We are praying now for the repose of his soul. Hoping you’re well and not in hell. Nice change of air. Out of the fryingpan of life into the fire of purgatory.
Does he ever think of the hole waiting for himself? They say you do when you shiver in the sun. Someone walking over it. Callboy’s warning. Near you. Mine over there towards Finglas, the plot I bought. Mamma, poor mamma, and little Rudy.
The gravediggers took up their spades and flung heavy clods of clay in on the coffin. Mr Bloom turned away his face. And if he was alive all the time? Whew! By jingo, that would be awful! No, no: he is dead, of course. Of course he is dead. Monday he died. They ought to have some law to pierce the heart and make sure or an electric clock or a telephone in the coffin and some kind of a canvas airhole. Flag of distress. Three days. Rather long to keep them in summer. Just as well to get shut of them as soon as you are sure there’s no.
The clay fell softer. Begin to be forgotten. Out of sight, out of mind.

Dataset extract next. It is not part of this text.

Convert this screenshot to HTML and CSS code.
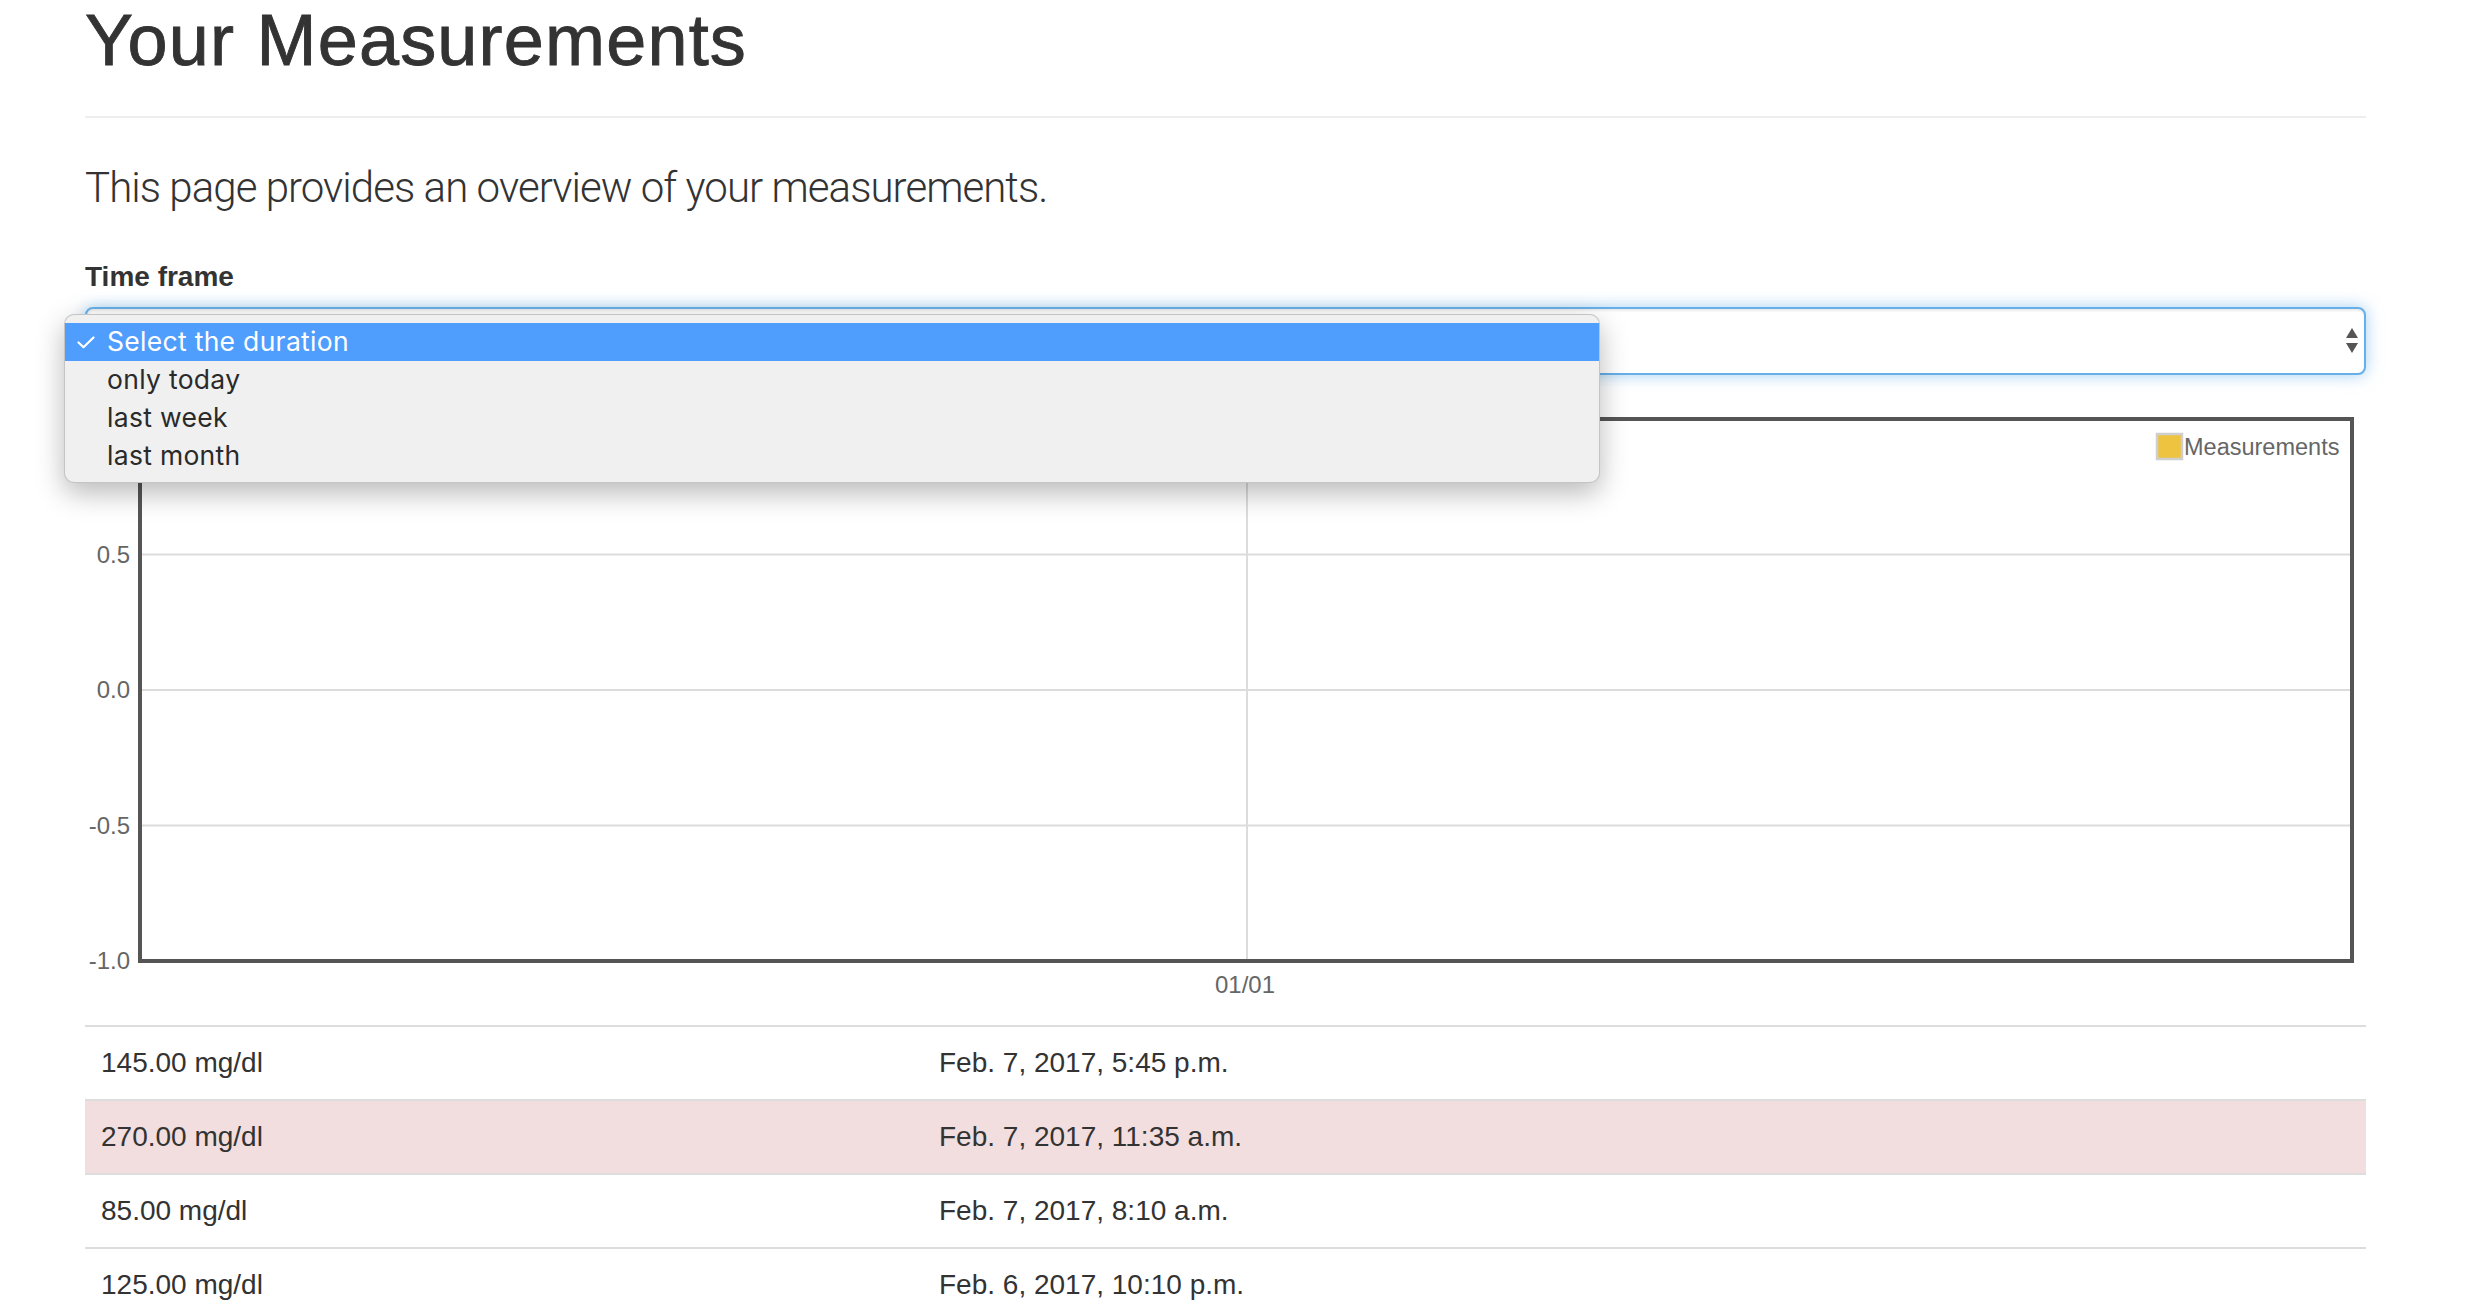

The caretaker moved away a few paces and put on his hat. Had enough of it. The mourners took heart of grace, one by one, covering themselves without show. Mr Bloom put on his hat and saw the portly figure make its way deftly through the maze of graves. Quietly, sure of his ground, he traversed the dismal fields.
Hynes jotting down something in his notebook. Ah, the names. But he knows them all. No: coming to me.
—I am just taking the names, Hynes said below his breath. What is your christian name? I’m not sure.
—L, Mr Bloom said. Leopold. And you might put down M’Coy’s name too. He asked me to.
—Charley, Hynes said writing. I know. He was on the Freeman once.
So he was before he got the job in the morgue under Louis Byrne. Good idea a postmortem for doctors. Find out what they imagine they know. He died of a Tuesday. Got the run. Levanted with the cash of a few ads. Charley, you’re my darling. That was why he asked me to. O well, does no harm. I saw to that, M’Coy. Thanks, old chap: much obliged. Leave him under an obligation: costs nothing.
In the text we see Bloom express fear of being buried alive. Apparently throughout history that fear is prevalent, peaking during the cholera epidemics of the 18th and 19th centuries. Works of fiction by Poe like The Fall of the House of Usher and The Cask of Amontillado, and The Premature Burial would have been well known at the time and Bloom probably would have read them. Fear of being buried alive lead to the creation of coffins in which a prematurely buried occupant could sound an alarm. (source) I found an article about other inventions dealing with being buried alive, very interesting and worth a read (source)
I’m not sure but it seems that Bloom thinks M’Coy made off with money Dignam may have had on him when he died.